▸ **Challenge**: With the images removed, repeat the data below exactly.

───── Provided data ─────

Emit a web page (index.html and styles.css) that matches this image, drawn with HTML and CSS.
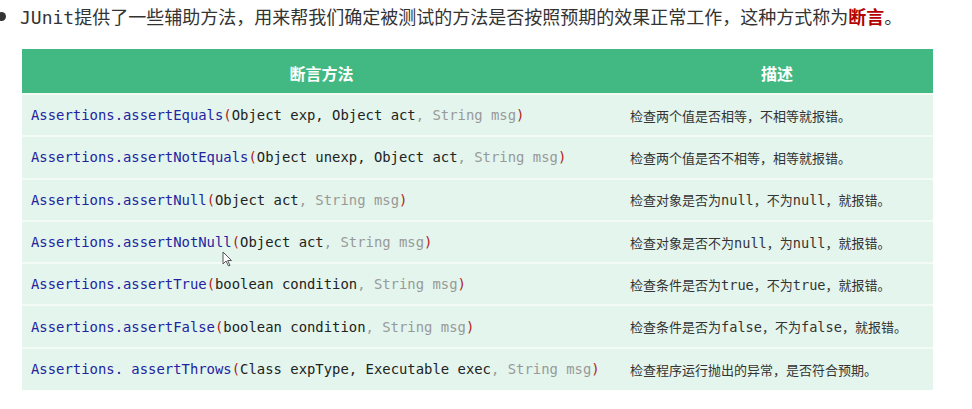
FILE: index.html
```html
<!DOCTYPE html>
<html lang="zh">
<head>
<meta charset="utf-8">
<link rel="stylesheet" href="styles.css">
</head>
<body>
<ul class="intro">
  <li>JUnit提供了一些辅助方法，用来帮我们确定被测试的方法是否按照预期的效果正常工作，这种方式称为<strong class="hl">断言</strong>。</li>
</ul>
<div class="wrap">
<table class="api">
  <thead>
    <tr><th class="c1">断言方法</th><th class="c2">描述</th></tr>
  </thead>
  <tbody>
    <tr><td class="code"><span class="fn">Assertions.assertEquals</span><span class="p">(</span>Object exp, Object act<span class="opt">, String msg</span><span class="p">)</span></td><td class="desc">检查两个值是否相等，不相等就报错。</td></tr>
    <tr><td class="code"><span class="fn">Assertions.assertNotEquals</span><span class="p">(</span>Object unexp, Object act<span class="opt">, String msg</span><span class="p">)</span></td><td class="desc">检查两个值是否不相等，相等就报错。</td></tr>
    <tr><td class="code"><span class="fn">Assertions.assertNull</span><span class="p">(</span>Object act<span class="opt">, String msg</span><span class="p">)</span></td><td class="desc">检查对象是否为<span class="m">null</span>，不为<span class="m">null</span>，就报错。</td></tr>
    <tr><td class="code"><span class="fn">Assertions.assertNotNull</span><span class="p">(</span>Object act<span class="opt">, String msg</span><span class="p">)</span></td><td class="desc">检查对象是否不为<span class="m">null</span>，为<span class="m">null</span>，就报错。</td></tr>
    <tr><td class="code"><span class="fn">Assertions.assertTrue</span><span class="p">(</span>boolean condition<span class="opt">, String msg</span><span class="p">)</span></td><td class="desc">检查条件是否为<span class="m">true</span>，不为<span class="m">true</span>，就报错。</td></tr>
    <tr><td class="code"><span class="fn">Assertions.assertFalse</span><span class="p">(</span>boolean condition<span class="opt">, String msg</span><span class="p">)</span></td><td class="desc">检查条件是否为<span class="m">false</span>，不为<span class="m">false</span>，就报错。</td></tr>
    <tr><td class="code"><span class="fn">Assertions. assertThrows</span><span class="p">(</span>Class expType, Executable exec<span class="opt">, String msg</span><span class="p">)</span></td><td class="desc">检查程序运行抛出的异常，是否符合预期。</td></tr>
  </tbody>
</table>
<svg class="cursor" width="11" height="16" viewBox="0 0 11 16"><path d="M1 1 L1 13 L4 10 L6.5 15 L8 14.3 L5.6 9.5 L9.5 9.5 Z" fill="#fff" stroke="#555" stroke-width="1"/></svg>
</div>
</body>
</html>
```
FILE: styles.css
```css
html, body {
  margin: 0;
  padding: 0;
  background: #fff;
}
body {
  font-family: "DejaVu Sans Mono", "Noto Sans CJK SC", monospace;
  color: #333;
}
.intro {
  margin: 0;
  padding: 3px 0 0 20px;
  list-style: none;
  font-size: 18px;
  line-height: 26px;
}
.intro li {
  position: relative;
}
.intro li::before {
  content: "";
  position: absolute;
  left: -23px;
  top: 9px;
  width: 9px;
  height: 9px;
  border-radius: 50%;
  background: #333;
}
.hl {
  color: #b30000;
  font-family: "Noto Sans CJK SC", sans-serif;
  font-weight: 700;
}
.wrap {
  position: relative;
  margin: 18px 0 0 22px;
  width: 911px;
}
.api {
  width: 911px;
  border-collapse: collapse;
  table-layout: fixed;
}
.api th {
  background: #42b983;
  color: #fff;
  font-family: "Noto Sans CJK SC", sans-serif;
  font-weight: 700;
  font-size: 16px;
  height: 45px;
  padding: 3px 0 0 0;
  box-sizing: border-box;
  text-align: center;
}
.api th.c1 { width: 599px; }
.api th.c2 { width: 312px; }
.api td {
  background: #e3f5ed;
  height: 42.3px;
  box-sizing: border-box;
  border-top: 2px solid #f3fbf7;
  padding: 0 0 0 9px;
  white-space: nowrap;
  vertical-align: middle;
}
.code {
  font-family: "DejaVu Sans Mono", monospace;
  font-size: 13.9px;
  color: #222;
}
.fn { color: #2323a0; }
.p { color: #b01c1c; }
.opt { color: #999; }
.desc {
  font-family: "Noto Sans CJK SC", sans-serif;
  font-size: 13px;
  color: #333;
}
.m {
  font-family: "DejaVu Sans Mono", monospace;
  font-size: 13.6px;
}
.cursor {
  position: absolute;
  left: 200px;
  top: 202px;
}
```
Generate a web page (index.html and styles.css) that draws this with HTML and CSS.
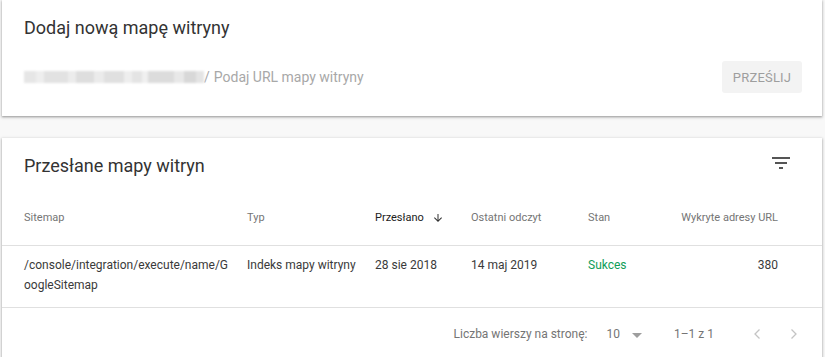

─────

▸ **Solution below**:
Emit a web page (index.html and styles.css) that matches this image, drawn with HTML and CSS.
FILE: index.html
```html
<!DOCTYPE html>
<html lang="zh">
<head>
<meta charset="utf-8">
<link rel="stylesheet" href="styles.css">
</head>
<body>
<ul class="intro">
  <li>JUnit提供了一些辅助方法，用来帮我们确定被测试的方法是否按照预期的效果正常工作，这种方式称为<strong class="hl">断言</strong>。</li>
</ul>
<div class="wrap">
<table class="api">
  <thead>
    <tr><th class="c1">断言方法</th><th class="c2">描述</th></tr>
  </thead>
  <tbody>
    <tr><td class="code"><span class="fn">Assertions.assertEquals</span><span class="p">(</span>Object exp, Object act<span class="opt">, String msg</span><span class="p">)</span></td><td class="desc">检查两个值是否相等，不相等就报错。</td></tr>
    <tr><td class="code"><span class="fn">Assertions.assertNotEquals</span><span class="p">(</span>Object unexp, Object act<span class="opt">, String msg</span><span class="p">)</span></td><td class="desc">检查两个值是否不相等，相等就报错。</td></tr>
    <tr><td class="code"><span class="fn">Assertions.assertNull</span><span class="p">(</span>Object act<span class="opt">, String msg</span><span class="p">)</span></td><td class="desc">检查对象是否为<span class="m">null</span>，不为<span class="m">null</span>，就报错。</td></tr>
    <tr><td class="code"><span class="fn">Assertions.assertNotNull</span><span class="p">(</span>Object act<span class="opt">, String msg</span><span class="p">)</span></td><td class="desc">检查对象是否不为<span class="m">null</span>，为<span class="m">null</span>，就报错。</td></tr>
    <tr><td class="code"><span class="fn">Assertions.assertTrue</span><span class="p">(</span>boolean condition<span class="opt">, String msg</span><span class="p">)</span></td><td class="desc">检查条件是否为<span class="m">true</span>，不为<span class="m">true</span>，就报错。</td></tr>
    <tr><td class="code"><span class="fn">Assertions.assertFalse</span><span class="p">(</span>boolean condition<span class="opt">, String msg</span><span class="p">)</span></td><td class="desc">检查条件是否为<span class="m">false</span>，不为<span class="m">false</span>，就报错。</td></tr>
    <tr><td class="code"><span class="fn">Assertions. assertThrows</span><span class="p">(</span>Class expType, Executable exec<span class="opt">, String msg</span><span class="p">)</span></td><td class="desc">检查程序运行抛出的异常，是否符合预期。</td></tr>
  </tbody>
</table>
<svg class="cursor" width="11" height="16" viewBox="0 0 11 16"><path d="M1 1 L1 13 L4 10 L6.5 15 L8 14.3 L5.6 9.5 L9.5 9.5 Z" fill="#fff" stroke="#555" stroke-width="1"/></svg>
</div>
</body>
</html>
```
FILE: styles.css
```css
html, body {
  margin: 0;
  padding: 0;
  background: #fff;
}
body {
  font-family: "DejaVu Sans Mono", "Noto Sans CJK SC", monospace;
  color: #333;
}
.intro {
  margin: 0;
  padding: 3px 0 0 20px;
  list-style: none;
  font-size: 18px;
  line-height: 26px;
}
.intro li {
  position: relative;
}
.intro li::before {
  content: "";
  position: absolute;
  left: -23px;
  top: 9px;
  width: 9px;
  height: 9px;
  border-radius: 50%;
  background: #333;
}
.hl {
  color: #b30000;
  font-family: "Noto Sans CJK SC", sans-serif;
  font-weight: 700;
}
.wrap {
  position: relative;
  margin: 18px 0 0 22px;
  width: 911px;
}
.api {
  width: 911px;
  border-collapse: collapse;
  table-layout: fixed;
}
.api th {
  background: #42b983;
  color: #fff;
  font-family: "Noto Sans CJK SC", sans-serif;
  font-weight: 700;
  font-size: 16px;
  height: 45px;
  padding: 3px 0 0 0;
  box-sizing: border-box;
  text-align: center;
}
.api th.c1 { width: 599px; }
.api th.c2 { width: 312px; }
.api td {
  background: #e3f5ed;
  height: 42.3px;
  box-sizing: border-box;
  border-top: 2px solid #f3fbf7;
  padding: 0 0 0 9px;
  white-space: nowrap;
  vertical-align: middle;
}
.code {
  font-family: "DejaVu Sans Mono", monospace;
  font-size: 13.9px;
  color: #222;
}
.fn { color: #2323a0; }
.p { color: #b01c1c; }
.opt { color: #999; }
.desc {
  font-family: "Noto Sans CJK SC", sans-serif;
  font-size: 13px;
  color: #333;
}
.m {
  font-family: "DejaVu Sans Mono", monospace;
  font-size: 13.6px;
}
.cursor {
  position: absolute;
  left: 200px;
  top: 202px;
}
```
Generate a web page (index.html and styles.css) that draws this with HTML and CSS.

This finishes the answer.